**What to do**. List each line of the data that holds the string "this", please.

Records with interface code
# # # # # # #

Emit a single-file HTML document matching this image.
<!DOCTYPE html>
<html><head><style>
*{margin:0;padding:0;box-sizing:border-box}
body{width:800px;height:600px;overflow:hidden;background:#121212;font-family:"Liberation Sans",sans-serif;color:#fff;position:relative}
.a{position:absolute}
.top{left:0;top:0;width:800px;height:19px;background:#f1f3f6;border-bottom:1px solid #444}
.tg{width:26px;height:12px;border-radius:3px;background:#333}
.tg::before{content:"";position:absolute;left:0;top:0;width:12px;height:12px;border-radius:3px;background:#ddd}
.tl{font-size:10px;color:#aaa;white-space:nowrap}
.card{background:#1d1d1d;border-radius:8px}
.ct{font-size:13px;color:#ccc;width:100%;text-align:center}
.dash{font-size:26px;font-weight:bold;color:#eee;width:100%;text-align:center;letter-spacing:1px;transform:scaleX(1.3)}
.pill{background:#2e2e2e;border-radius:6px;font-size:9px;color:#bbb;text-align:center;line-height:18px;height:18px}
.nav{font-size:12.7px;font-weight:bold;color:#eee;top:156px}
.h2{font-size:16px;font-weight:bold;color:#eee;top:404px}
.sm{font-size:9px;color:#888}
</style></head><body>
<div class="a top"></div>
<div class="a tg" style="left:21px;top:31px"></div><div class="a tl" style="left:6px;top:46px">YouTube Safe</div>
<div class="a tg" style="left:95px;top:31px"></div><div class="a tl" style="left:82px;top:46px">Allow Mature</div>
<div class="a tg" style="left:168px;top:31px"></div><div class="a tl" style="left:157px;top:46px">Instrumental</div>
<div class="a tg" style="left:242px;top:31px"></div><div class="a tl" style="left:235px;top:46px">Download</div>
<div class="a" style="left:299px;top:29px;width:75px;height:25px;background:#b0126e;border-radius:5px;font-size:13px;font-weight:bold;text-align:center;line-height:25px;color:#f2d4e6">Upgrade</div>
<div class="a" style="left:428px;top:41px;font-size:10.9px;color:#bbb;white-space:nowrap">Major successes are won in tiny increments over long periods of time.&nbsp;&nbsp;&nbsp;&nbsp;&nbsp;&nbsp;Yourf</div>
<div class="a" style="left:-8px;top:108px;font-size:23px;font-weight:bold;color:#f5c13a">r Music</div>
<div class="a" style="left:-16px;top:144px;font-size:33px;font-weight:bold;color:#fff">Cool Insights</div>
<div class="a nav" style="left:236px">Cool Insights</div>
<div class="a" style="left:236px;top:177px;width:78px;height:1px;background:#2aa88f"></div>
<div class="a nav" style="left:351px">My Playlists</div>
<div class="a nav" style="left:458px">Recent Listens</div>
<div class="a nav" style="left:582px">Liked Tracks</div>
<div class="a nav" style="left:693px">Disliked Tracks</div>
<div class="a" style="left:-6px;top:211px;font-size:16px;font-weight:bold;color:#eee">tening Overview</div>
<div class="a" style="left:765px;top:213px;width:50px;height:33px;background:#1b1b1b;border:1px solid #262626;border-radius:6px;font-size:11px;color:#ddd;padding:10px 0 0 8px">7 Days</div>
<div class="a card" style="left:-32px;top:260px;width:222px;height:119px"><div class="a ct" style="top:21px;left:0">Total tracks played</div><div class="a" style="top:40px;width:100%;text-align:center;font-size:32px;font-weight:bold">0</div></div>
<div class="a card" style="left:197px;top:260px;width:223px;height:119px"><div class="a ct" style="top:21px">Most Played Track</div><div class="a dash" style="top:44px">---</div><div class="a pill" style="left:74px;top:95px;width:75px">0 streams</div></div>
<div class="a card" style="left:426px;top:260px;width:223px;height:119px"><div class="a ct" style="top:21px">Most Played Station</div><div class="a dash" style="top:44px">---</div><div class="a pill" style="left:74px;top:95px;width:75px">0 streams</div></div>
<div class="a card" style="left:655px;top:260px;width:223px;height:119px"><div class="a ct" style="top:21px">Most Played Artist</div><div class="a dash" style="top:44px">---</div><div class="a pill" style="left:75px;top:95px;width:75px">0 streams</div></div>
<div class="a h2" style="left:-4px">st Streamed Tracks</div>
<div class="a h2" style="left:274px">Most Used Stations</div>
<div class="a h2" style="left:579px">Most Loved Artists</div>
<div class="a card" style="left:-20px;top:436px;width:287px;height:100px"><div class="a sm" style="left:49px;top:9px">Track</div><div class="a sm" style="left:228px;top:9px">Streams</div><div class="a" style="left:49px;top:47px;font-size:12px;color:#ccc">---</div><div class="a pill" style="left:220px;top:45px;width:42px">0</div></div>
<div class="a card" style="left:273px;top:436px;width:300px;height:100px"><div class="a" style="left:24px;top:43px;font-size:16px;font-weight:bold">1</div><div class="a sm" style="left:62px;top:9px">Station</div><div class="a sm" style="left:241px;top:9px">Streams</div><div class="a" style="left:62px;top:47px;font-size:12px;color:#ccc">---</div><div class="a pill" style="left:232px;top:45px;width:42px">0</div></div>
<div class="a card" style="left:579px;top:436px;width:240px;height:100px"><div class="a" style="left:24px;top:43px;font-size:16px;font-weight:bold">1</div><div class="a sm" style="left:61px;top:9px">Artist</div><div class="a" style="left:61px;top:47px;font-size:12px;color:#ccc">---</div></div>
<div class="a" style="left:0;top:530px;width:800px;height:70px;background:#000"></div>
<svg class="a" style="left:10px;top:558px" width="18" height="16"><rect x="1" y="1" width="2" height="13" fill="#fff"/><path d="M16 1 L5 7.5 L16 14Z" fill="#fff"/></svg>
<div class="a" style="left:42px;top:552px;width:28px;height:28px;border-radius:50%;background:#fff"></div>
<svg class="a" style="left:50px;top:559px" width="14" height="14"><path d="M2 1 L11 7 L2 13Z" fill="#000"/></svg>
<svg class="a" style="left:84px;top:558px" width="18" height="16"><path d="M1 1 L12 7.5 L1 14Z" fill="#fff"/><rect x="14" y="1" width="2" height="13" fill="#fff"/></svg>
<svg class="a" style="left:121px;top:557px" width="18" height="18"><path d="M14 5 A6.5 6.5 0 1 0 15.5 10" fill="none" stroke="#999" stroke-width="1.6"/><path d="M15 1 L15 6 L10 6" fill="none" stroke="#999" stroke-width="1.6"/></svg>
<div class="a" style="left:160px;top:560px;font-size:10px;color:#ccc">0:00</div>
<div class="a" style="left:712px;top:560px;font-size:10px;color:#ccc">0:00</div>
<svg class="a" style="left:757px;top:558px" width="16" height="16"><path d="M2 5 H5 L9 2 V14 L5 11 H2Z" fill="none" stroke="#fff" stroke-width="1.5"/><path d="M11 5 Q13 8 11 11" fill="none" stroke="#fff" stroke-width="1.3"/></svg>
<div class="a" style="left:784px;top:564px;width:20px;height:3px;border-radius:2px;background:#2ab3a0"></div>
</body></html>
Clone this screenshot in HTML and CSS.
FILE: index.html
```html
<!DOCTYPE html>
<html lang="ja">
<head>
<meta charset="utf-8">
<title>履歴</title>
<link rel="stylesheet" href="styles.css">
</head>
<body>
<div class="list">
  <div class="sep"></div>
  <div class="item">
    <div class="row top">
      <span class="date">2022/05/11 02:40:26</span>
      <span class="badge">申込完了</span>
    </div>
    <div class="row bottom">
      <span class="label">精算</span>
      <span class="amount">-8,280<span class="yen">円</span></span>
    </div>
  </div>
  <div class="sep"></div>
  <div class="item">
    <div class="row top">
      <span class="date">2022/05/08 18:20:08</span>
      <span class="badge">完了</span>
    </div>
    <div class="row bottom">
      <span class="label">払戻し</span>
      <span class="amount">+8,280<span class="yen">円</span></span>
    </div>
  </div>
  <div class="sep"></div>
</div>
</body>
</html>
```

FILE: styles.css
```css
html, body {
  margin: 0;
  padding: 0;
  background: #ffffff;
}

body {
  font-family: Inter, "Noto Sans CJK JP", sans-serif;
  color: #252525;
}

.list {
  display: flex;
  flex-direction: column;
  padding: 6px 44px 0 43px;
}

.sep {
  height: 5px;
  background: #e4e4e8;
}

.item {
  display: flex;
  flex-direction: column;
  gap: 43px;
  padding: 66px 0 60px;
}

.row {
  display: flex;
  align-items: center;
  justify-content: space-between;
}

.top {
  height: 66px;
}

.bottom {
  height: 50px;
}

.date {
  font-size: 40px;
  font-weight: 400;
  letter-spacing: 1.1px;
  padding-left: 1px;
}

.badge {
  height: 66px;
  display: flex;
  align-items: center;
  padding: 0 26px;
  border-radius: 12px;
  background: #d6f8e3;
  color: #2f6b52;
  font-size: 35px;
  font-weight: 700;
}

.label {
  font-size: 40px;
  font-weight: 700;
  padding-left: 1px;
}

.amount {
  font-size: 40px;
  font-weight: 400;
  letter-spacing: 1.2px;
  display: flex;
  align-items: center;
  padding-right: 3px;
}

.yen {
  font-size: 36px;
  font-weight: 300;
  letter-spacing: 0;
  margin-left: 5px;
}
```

# # # # # # #

**Output of the exercise**.
Emit a single-file HTML document matching this image.
Clone this screenshot in HTML and CSS.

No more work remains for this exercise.